Wilson McClure has been a familiar face as a greeter at Kroger in the Fountain Oaks Shopping Center for 10 years.

So that he and his buddies would have a place to meet, the 85-year-old started a Wednesday-morning breakfast group at the store about a year ago. The Liars, Lovers and Lovelies Society consists mostly of men who tout their alma maters and jibe each other, but women also regularly drop by for coffee and doughnuts.

McClure graduated from the University of Georgia. Richard Mitchell graduated from the engineering school at Auburn University.

“See, Auburn graduates a lot of engineers, and they go on to be astronauts and scientists,” Mitchell said during a recent gathering of the group. “Georgia graduates a lot of engineers, and they go on to be meter readers and pole climbers.”

“See what I have to put up with?” McClure said.

Asked why he attends, Ron Miller said, “It’s a habit you can’t break.”

“It’s part of his probation,” someone called out.

The group started informally and has flourished.

“It used to be over at the door. Wilson would have a little coffee over there, and you’d stop and get yourself a cup of coffee, and then we started congregating,” Miller said.

McClure spent his career years in business, working for Southern Bell and later Harry Norman, Realtors. At one point he planned to be a doctor and did pre-medical studies at Emory University, but his time as a World War II medic in the South Pacific changed his mind.

“I knew it wasn’t for me. I had seen enough dead people,” he said. “My mother told me, ‘Son, do what you want.’ So I went to Georgia.”

Another regular is Al Kolb, a University of Indiana graduate who composed and sings the group’s fight song.

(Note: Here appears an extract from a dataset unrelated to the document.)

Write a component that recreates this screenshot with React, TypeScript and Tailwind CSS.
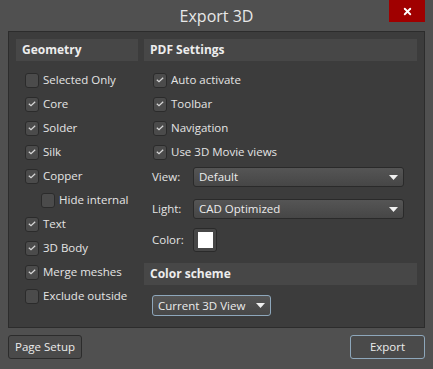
import { X } from 'lucide-react';

const font = { fontFamily: '"Open Sans", "Noto Sans", sans-serif' };

function Check({ label, checked, indent }: { label: string; checked?: boolean; indent?: boolean }) {
  return (
    <div className={`flex items-center h-[24px] gap-[4px] ${indent ? 'pl-[25px]' : 'pl-[9px]'}`}>
      <span className="w-[14px] h-[15px] rounded-[3px] border border-[#2b2b2b] bg-[#4b4b4b] flex items-center justify-center shrink-0">
        {checked && (
          <svg width="8" height="6" viewBox="0 0 8 6">
            <path d="M0.8 2.8 L3 4.8 L7.2 0.8" fill="none" stroke="#d8d8d8" strokeWidth="1.2" />
          </svg>
        )}
      </span>
      <span className="text-[11.5px] text-[#e4e4e4] leading-none">{label}</span>
    </div>
  );
}

function Arrow() {
  return (
    <svg width="9" height="5" viewBox="0 0 9 5" className="shrink-0">
      <path d="M0 0 H9 L4.5 5 Z" fill="#f0f0f0" />
    </svg>
  );
}

function Select({ value }: { value: string }) {
  return (
    <div className="w-[211px] h-[20px] rounded-[3px] border border-[#2a2a2a] bg-gradient-to-b from-[#555555] to-[#464646] flex items-center justify-between pl-[5px] pr-[5px]">
      <span className="text-[11.5px] text-[#ececec] leading-none">{value}</span>
      <Arrow />
    </div>
  );
}

export default function App() {
  return (
    <div className="w-[433px] h-[369px] bg-[#505050] flex flex-col select-none" style={font}>
      <div className="relative h-[31px] flex items-center justify-center">
        <span className="text-[16px] text-[#e8e8e8] pt-[1px]">Export 3D</span>
        <div className="absolute top-0 right-[8px] w-[36px] h-[22px] bg-[#a00000] flex items-center justify-center">
          <X size={11} strokeWidth={4} color="#ffffff" />
        </div>
      </div>

      <div className="mx-[8px] h-[297px] border border-[#2c2c2c] bg-[#3c3c3c] p-[7px] flex gap-[6px]">
        <div className="w-[122px] flex flex-col">
          <div className="h-[22px] bg-[#474747] flex items-center pl-[6px] text-[12px] font-bold text-[#ededed]">Geometry</div>
          <div className="mt-[7px] flex flex-col">
            <Check label="Selected Only" />
            <Check label="Core" checked />
            <Check label="Solder" checked />
            <Check label="Silk" checked />
            <Check label="Copper" checked />
            <Check label="Hide internal" indent />
            <Check label="Text" checked />
            <Check label="3D Body" checked />
            <Check label="Merge meshes" checked />
            <Check label="Exclude outside" />
          </div>
        </div>

        <div className="flex-1 flex flex-col">
          <div className="h-[22px] bg-[#474747] flex items-center pl-[6px] text-[12px] font-bold text-[#ededed]">PDF Settings</div>
          <div className="mt-[7px] flex flex-col">
            <Check label="Auto activate" checked />
            <Check label="Toolbar" checked />
            <Check label="Navigation" checked />
            <Check label="Use 3D Movie views" checked />
          </div>
          <div className="mt-[3px] flex items-center pl-[8px]">
            <span className="w-[41px] text-[11.5px] text-[#e4e4e4]">View:</span>
            <Select value="Default" />
          </div>
          <div className="mt-[12px] flex items-center pl-[8px]">
            <span className="w-[41px] text-[11.5px] text-[#e4e4e4]">Light:</span>
            <Select value="CAD Optimized" />
          </div>
          <div className="mt-[9px] flex items-center pl-[8px]">
            <span className="w-[41px] text-[11.5px] text-[#e4e4e4]">Color:</span>
            <div className="w-[24px] h-[24px] rounded-[3px] border border-[#2a2a2a] bg-[#474747] flex items-center justify-center">
              <div className="w-[15px] h-[16px] bg-white" />
            </div>
          </div>
          <div className="mt-[11px] h-[22px] bg-[#474747] flex items-center pl-[6px] text-[12px] font-bold text-[#ededed]">Color scheme</div>
          <div className="mt-[10px] ml-[8px] w-[119px] h-[21px] rounded-[3px] border border-[#8ea7bb] bg-gradient-to-b from-[#555555] to-[#474747] flex items-center justify-between pl-[5px] pr-[5px]">
            <span className="text-[11.5px] text-[#ececec] leading-none">Current 3D View</span>
            <Arrow />
          </div>
        </div>
      </div>

      <div className="mt-[7px] mx-[8px] flex justify-between">
        <button className="w-[74px] h-[24px] rounded-[3px] border border-[#2c2c2c] bg-[#4a4a4a] text-[11.5px] text-[#ececec]">Page Setup</button>
        <button className="w-[75px] h-[24px] rounded-[3px] border border-[#8ea7bb] bg-[#4a4a4a] text-[11.5px] text-[#ececec]">Export</button>
      </div>
    </div>
  );
}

“There’s always something to laugh about, and sometimes we even talk about a serious things like politics. Sometimes we even get good advice,” he said.

“Starbucks has nothing on us,” Miller said, adding that Kolb has no inhibitions about “standing there and reading poetry.”

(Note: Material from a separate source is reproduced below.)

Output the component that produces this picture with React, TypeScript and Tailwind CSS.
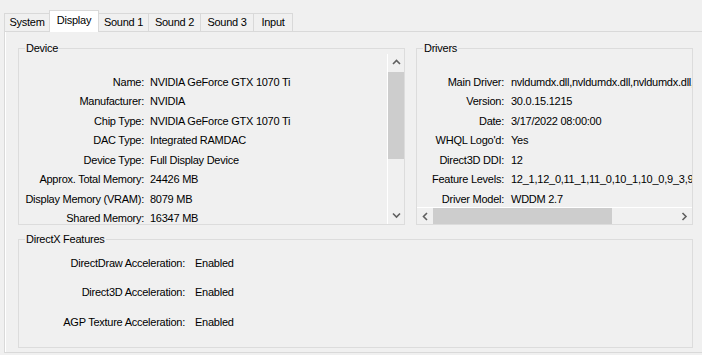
import type { ReactNode } from "react";

const tabs: [string, string][] = [
  ["System", "w-[46px]"],
  ["Display", "w-[50px]"],
  ["Sound 1", "w-[51px]"],
  ["Sound 2", "w-[53px]"],
  ["Sound 3", "w-[54px]"],
  ["Input", "w-[40px]"],
];

const deviceRows: [string, string][] = [
  ["Name:", "NVIDIA GeForce GTX 1070 Ti"],
  ["Manufacturer:", "NVIDIA"],
  ["Chip Type:", "NVIDIA GeForce GTX 1070 Ti"],
  ["DAC Type:", "Integrated RAMDAC"],
  ["Device Type:", "Full Display Device"],
  ["Approx. Total Memory:", "24426 MB"],
  ["Display Memory (VRAM):", "8079 MB"],
  ["Shared Memory:", "16347 MB"],
];

const driverRows: [string, string][] = [
  ["Main Driver:", "nvldumdx.dll,nvldumdx.dll,nvldumdx.dll,nvldumdx.dll"],
  ["Version:", "30.0.15.1215"],
  ["Date:", "3/17/2022 08:00:00"],
  ["WHQL Logo'd:", "Yes"],
  ["Direct3D DDI:", "12"],
  ["Feature Levels:", "12_1,12_0,11_1,11_0,10_1,10_0,9_3,9_2,9_1"],
  ["Driver Model:", "WDDM 2.7"],
];

const features: [string, string][] = [
  ["DirectDraw Acceleration:", "Enabled"],
  ["Direct3D Acceleration:", "Enabled"],
  ["AGP Texture Acceleration:", "Enabled"],
];

function Chevron({ dir }: { dir: "up" | "down" | "left" | "right" }) {
  const paths = {
    up: "M1 5 L4.5 1.5 L8 5",
    down: "M1 1.5 L4.5 5 L8 1.5",
    left: "M5 1 L1.5 4.5 L5 8",
    right: "M1.5 1 L5 4.5 L1.5 8",
  };
  const vertical = dir === "up" || dir === "down";
  return (
    <svg
      width={vertical ? 9 : 7}
      height={vertical ? 7 : 9}
      viewBox={vertical ? "0 0 9 7" : "0 0 7 9"}
      fill="none"
      stroke="#606060"
      strokeWidth="1.6"
    >
      <path d={paths[dir]} />
    </svg>
  );
}

function GroupBox({
  title,
  className,
  children,
}: {
  title: string;
  className: string;
  children: ReactNode;
}) {
  return (
    <div className={`relative border border-[#dcdcdc] ${className}`}>
      <span className="absolute left-[6px] top-[-9px] bg-[#f0f0f0] px-[1px] leading-[16px]">
        {title}
      </span>
      {children}
    </div>
  );
}

export default function App() {
  return (
    <div className="h-[355px] w-[702px] overflow-hidden bg-[#f0f0f0] font-['Liberation_Sans',Arial,sans-serif] text-[11px] tracking-[-0.25px] text-black">
      <div className="flex h-[31px] items-end pl-[4px]">
        {tabs.map(([tab, width]) => {
          const active = tab === "Display";
          return (
            <div
              key={tab}
              className={`-ml-px flex items-center justify-center border border-b-0 border-[#d9d9d9] first:ml-0 ${width} ${
                active
                  ? "relative z-10 -mb-px h-[22px] bg-white pb-[3px]"
                  : "h-[18px] bg-[#f0f0f0]"
              }`}
            >
              {tab}
            </div>
          );
        })}
      </div>

      <div className="ml-[4px] h-[322px] border border-r-0 border-[#d9d9d9] bg-[#f0f0f0] pl-[13px] pt-[16px] shadow-[inset_1px_0_0_#fff]">
        <div className="flex gap-[11px]">
          <GroupBox title="Device" className="h-[177px] w-[387px]">
            <div className="mt-[5px] flex h-[170px]">
              <div className="flex-1 overflow-hidden pt-[18px]">
                {deviceRows.map(([label, value]) => (
                  <div key={label} className="flex h-[19.5px] items-center whitespace-nowrap">
                    <span className="w-[125px] shrink-0 text-right">{label}</span>
                    <span className="pl-[6px]">{value}</span>
                  </div>
                ))}
              </div>
              <div className="flex w-[17px] flex-col border-l border-white">
                <div className="flex h-[17px] items-center justify-center">
                  <Chevron dir="up" />
                </div>
                <div className="mt-[1px] h-[87px] bg-[#cdcdcd]" />
                <div className="flex-1" />
                <div className="flex h-[17px] items-center justify-center">
                  <Chevron dir="down" />
                </div>
              </div>
            </div>
          </GroupBox>

          <GroupBox title="Drivers" className="flex h-[177px] w-[277px] flex-col">
            <div className="mt-[5px] flex-1 overflow-hidden pt-[18px]">
              {driverRows.map(([label, value]) => (
                <div key={label} className="flex h-[19.5px] items-center whitespace-nowrap">
                  <span className="w-[87px] shrink-0 text-right">{label}</span>
                  <span className="pl-[7px]">{value}</span>
                </div>
              ))}
            </div>
            <div className="flex h-[17px] border-t border-white">
              <div className="flex w-[16px] items-center justify-center">
                <Chevron dir="left" />
              </div>
              <div className="w-[179px] bg-[#cdcdcd]" />
              <div className="flex-1" />
              <div className="flex w-[16px] items-center justify-center">
                <Chevron dir="right" />
              </div>
            </div>
          </GroupBox>
        </div>

        <GroupBox title="DirectX Features" className="mt-[14px] h-[109px] w-[675px]">
          <div className="pt-[8px]">
            {features.map(([label, value]) => (
              <div key={label} className="flex h-[29.5px] items-center whitespace-nowrap">
                <span className="w-[166px] shrink-0 text-right">{label}</span>
                <span className="pl-[10px]">{value}</span>
              </div>
            ))}
          </div>
        </GroupBox>
      </div>
    </div>
  );
}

The group is unusual because “in this age category, there aren’t too many other places you can go,” he said. “We can go back and reminisce. … Harold (Baily) and Wilson were just teenagers when they went into World War II. Nobody now understands that.”

Jean Taylor, who sometimes stops by later in the morning, said the group is about “friends, food, coffee.” Despite being boisterous, McClure and his friends are polite to her. “He always pours my coffee,” she said.

McClure’s wife, Helen, said the group gives the seniors a sense of community, and they support one another through whatever struggles they face.

“What is there now to support you when you’ve lost your loved ones and get old and retired?” she said. “It’s just solace; it’s good for people to have somebody to talk to.”

Jack Boyd, the manager of the Fountain Oaks Kroger, said the company is happy to provide coffee and have McClure’s group in the store every Wednesday. “I think it’s a way for them to get out and enjoy each other’s company, and it’s just a little something we can do for them and for the community.”